In the second section of the book, Lizzie Jackson’s chapter, ‘Facilitating participatory audiences’, reports on an observational study of five BBC ‘interactive presenters’ – the people who facilitate and moderate discussions in online message boards and chat rooms. She suggests that what she refers to rather confusingly both as ‘sociable media theory’ and ‘social media theory’ is a useful way of conceptualising the mediation of ‘engager’ (her preferred term for audience) participation by PSM institutions. Of particular interest is her observation that this theory ‘offers a way to change the focus from analysis of texts to analysis of audience behaviours within and between texts’, which is ‘a more suitable means of looking at networked and semi-converged media’ (p. 178), but again this theme is not pursued. In ‘Quality taste or tasting quality? Excellence in public service media from an audience perspective’, Irene Costera Meijer reports on a large-scale survey and interview-based study that investigated the views of Dutch ‘public intellectual’ audience members about quality television, and compared this with the views of producers.
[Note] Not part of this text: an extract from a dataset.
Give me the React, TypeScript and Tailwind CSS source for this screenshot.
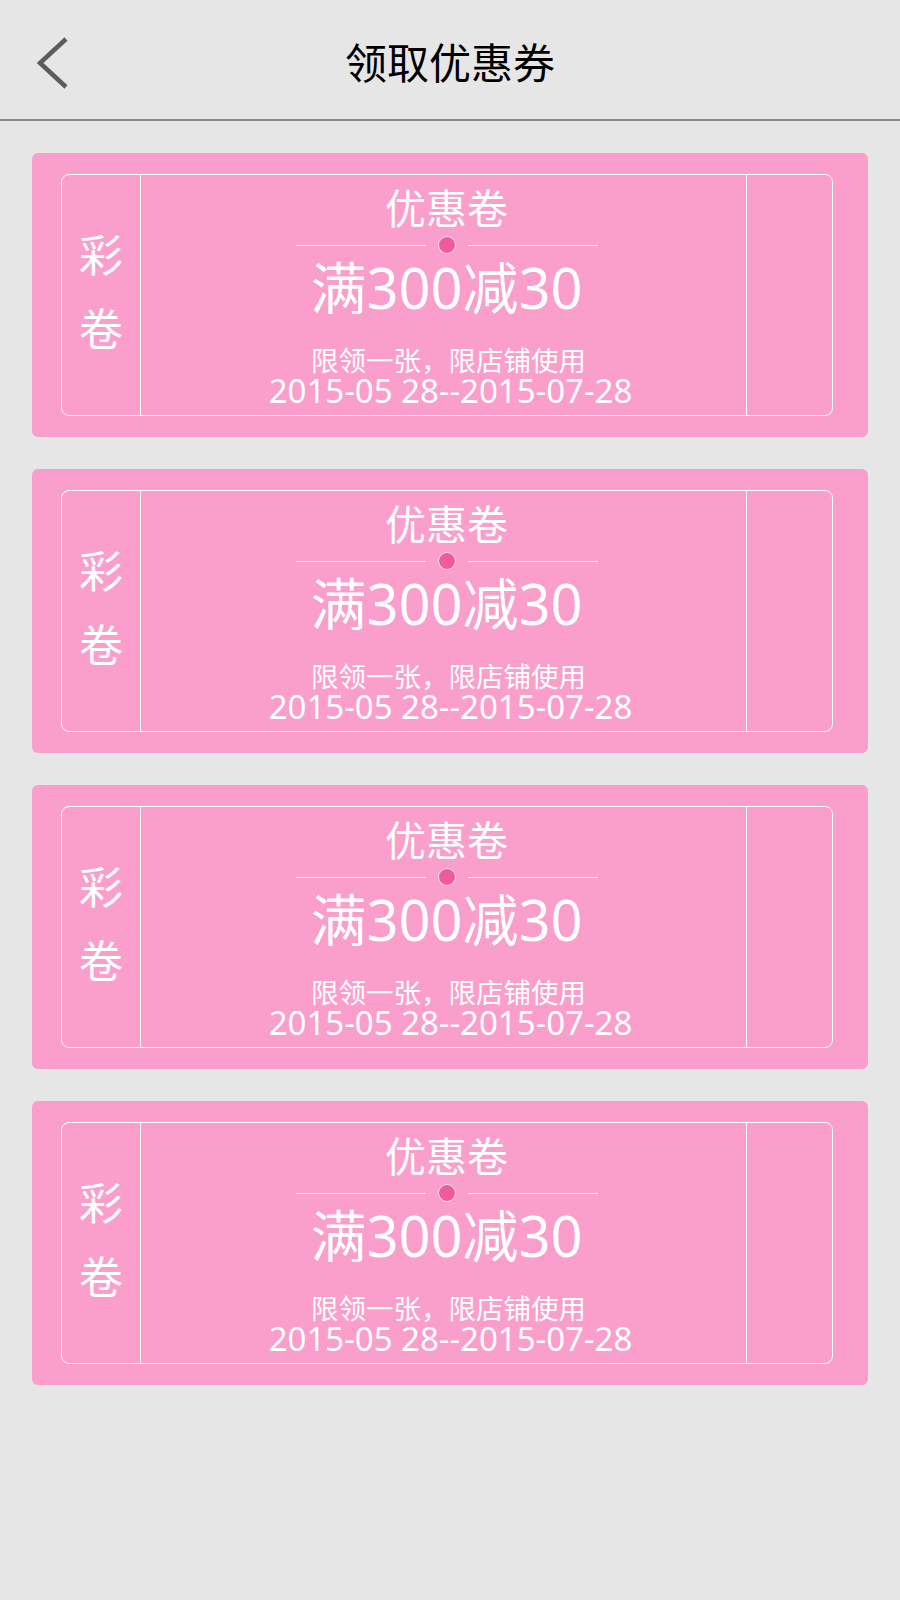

The views of the two groups were found to be very similar, but audiences were less inclined to actually watch programmes that they themselves classified as high quality for reasons which she suggests relate more to a general shift ‘from information society to experience society’ (p. 206). Although she states that the interviews were analysed using interpretative repertoire analysis (Wetherell et al., 2001), this is not evident from the results as presented here.
In conclusion, this book is likely to be most useful to those involved in the study or practice of media policy and strategy development. Although questions of media and democracy are of interest to the readers of this journal, and media texts frequently form the topical focus of the articles published in it, there is little discussion in this book of the role of media discourse and audiences per se and what there is tends to be undeveloped. Readers looking for such discussion would be better off with one of the many treatments of this issue, such as Talbot (2007), Machin and Van Leeuwen (2007) or Coleman and Ross (2010).